My coworker gets mad when I “work” at work. We have shared office space, which houses 5 adjunct instructors, at our university. One of the people in my office gets mad whenever I leave the door locked or take/make phone calls at work.
Last week I had to make 3 different calls to the IT HelpDesk to get software on my computer working correctly so I could make video lectures for my class. The distraction of me talking on the phone bothers her.
Yesterday, I went in when I thought she wouldn’t be there to create the lectures, but she came in & got mad that the door was locked, to keep students from interrupting, as I talked to myself. She and all the other instructors have a key, so they could still access the office. I just had the door shut so I wouldn’t be disturbed by students.
Because I’m an adjunct, I also have outside jobs. Occasionally, I have to take a call on my PERSONAL CELL PHONE for those jobs. She gets mad and says it’s an abuse of state resources to take phone calls for another job while sitting in a University office.
This morning I arranged with my boss to come in early and borrow his webcam because I needed to Skype with a publisher in the EU. To accommodate the time change I came in at 7 AM and left the door locked, so eager beaver students wouldn’t barge in and disturb my SKYPE conference. At 7:30 AM she barged in and started bitching about the door being locked while I was in the middle of my conference. Thankfully, she went to the Dean’s Office to complain so I was able to finish the conference (and managed to land a 3 book contract; Whoo Hoo!) But the vitriol she spewed afterwards was a real downer.
Afterwards I talked to the Dean who said that she gets upset over what she sees as misuse of state resources. I am the Creative Writing Club Advisor and he likes the idea of having published faculty on staff. In the future he said I can use the conference room instead, but I still have to work in the same office with this woman.
How do you recommend I deal with a co-worker who doesn’t like it when I “work” at work?
You have stated that your coworker doesn’t like it when you “work at work.” In all fairness, your statement isn’t exactly fair. It seems from your letter, that your coworker is quite happy when you “work at work” as long as your work activities are those that she approves of.
She doesn’t approve of your activities. She believes that you are breaking university rules and policies. She is acting like a watchdog for the well-being of the university. That would seem like a noble idea but it is not her job to do so. She is not your boss nor a paid watchdog of the university. Her job description does not include “supervising other adjunct faculty.” She is clearly engaging in behaviors that are not acceptable. The real problem is that the university administration, who is aware of her behavior, chooses to do nothing about it. They have a problem and they know it and they are just hoping that it will go away or perhaps resolve itself. Perhaps you will quit, and problem solved. Or perhaps she will quit, and problem solved. Either way the problem is solved and no administrator had to expend any effort in resolving the matter.

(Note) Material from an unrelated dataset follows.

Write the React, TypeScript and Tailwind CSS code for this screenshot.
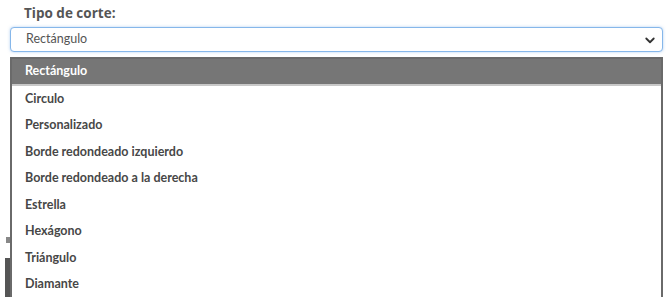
import React from 'react';

const options = [
  'Rectángulo',
  'Circulo',
  'Personalizado',
  'Borde redondeado izquierdo',
  'Borde redondeado a la derecha',
  'Estrella',
  'Hexágono',
  'Triángulo',
  'Diamante',
];

export default function App() {
  return (
    <div
      className="relative w-[670px] h-[297px] overflow-hidden bg-white"
      style={{ fontFamily: 'Lato, "Open Sans", sans-serif' }}
    >
      {/* bits of the page behind the open list */}
      <div className="absolute left-[6px] top-[237px] w-[4px] h-[6px] bg-[#888]" />
      <div className="absolute left-[5px] top-[258px] w-[5px] h-[39px] bg-[#555]" />

      <div className="pl-[10px] pr-[7px] pt-[4px]">
        <label
          className="block pl-[14px] text-[13.5px] font-bold text-[#555] leading-[18px] mb-[5px]"
          style={{ fontFamily: '"Open Sans", sans-serif' }}
        >
          Tipo de corte:
        </label>
        <div className="flex items-center justify-between h-[25px] rounded-[4px] border border-[#86b7ea] shadow-[0_0_3px_rgba(100,160,230,0.5)] bg-white pl-[15px] pr-[6px]">
          <span className="text-[12.5px] text-[#555]">Rectángulo</span>
          <svg width="12" height="12" viewBox="0 0 16 16" className="text-[#333]">
            <path d="M3 6l5 5 5-5" fill="none" stroke="currentColor" strokeWidth="2.4" strokeLinecap="round" strokeLinejoin="round" />
          </svg>
        </div>
        <ul className="mt-[5px] border-x-2 border-t-2 border-[#6a6a6a] bg-white">
          {options.map((o, i) => (
            <li
              key={o}
              className={
                i === 0
                  ? 'h-[27px] flex items-center pl-[13px] bg-[#767676] text-white text-[12.5px] font-bold border-b-2 border-[#c8c8c8]'
                  : 'h-[26.5px] flex items-center pl-[13px] text-[#474747] text-[12.5px] font-bold'
              }
            >
              {o}
            </li>
          ))}
        </ul>
      </div>
    </div>
  );
}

What she is doing to you is obviously unfair and I am here to state emphatically that her behavior is not within the bounds of normalcy. She should be aware of the fact that she is overstepping the boundaries of adjunct faculty members and the normal boundaries of social interaction. Yet she appears unaware of the inappropriate nature of her behavior. Let’s say that you are guilty of all of things that she has accused you of. How should she react to you? It is within her boundaries to “unfriend you.” It is within her boundaries to report you to the Dean or to her immediate supervisor. It is not within her bounds to take any action towards you, in the smallest of ways. She should not reprimand you or attempt to correct you. You are being supervised. You have a supervisor. It is their job to observe you and critique you and reprimand you when necessary. It is not the job of the adjacent adjunct instructor.
You have already spoken to administration about the problem with your coworker. They have chosen to do nothing. There is nothing more that you can do, unless one of the two of you chooses to buy a gun and kill the other. I would not imagine that you would be the one to buy the gun but I could easily imagine that she might. If you look at workplace shootings and trace the history that led to the shooting, often it is over an incident or a series of incidents, just as trivial as the one you are involved in.
I am in no way suggesting that you have instigated this problem but many people are in traffic accidents and may in fact die, who were not at fault in any way. They were following the speed limit, following all traffic laws, were in the middle of their lane and having done nothing at all wrong, were killed when a drunk or suicidal driver slammed into their car at 80 miles an hour. You don’t want to be an accident victim. If this problem does not improve, if your coworker’s behavior does not return to normalcy, then I would sincerely advise you to quit this particular teaching job.
I’m sorry that this problem has been brought to your doorstep through no fault of your own but it is there nonetheless. Good luck.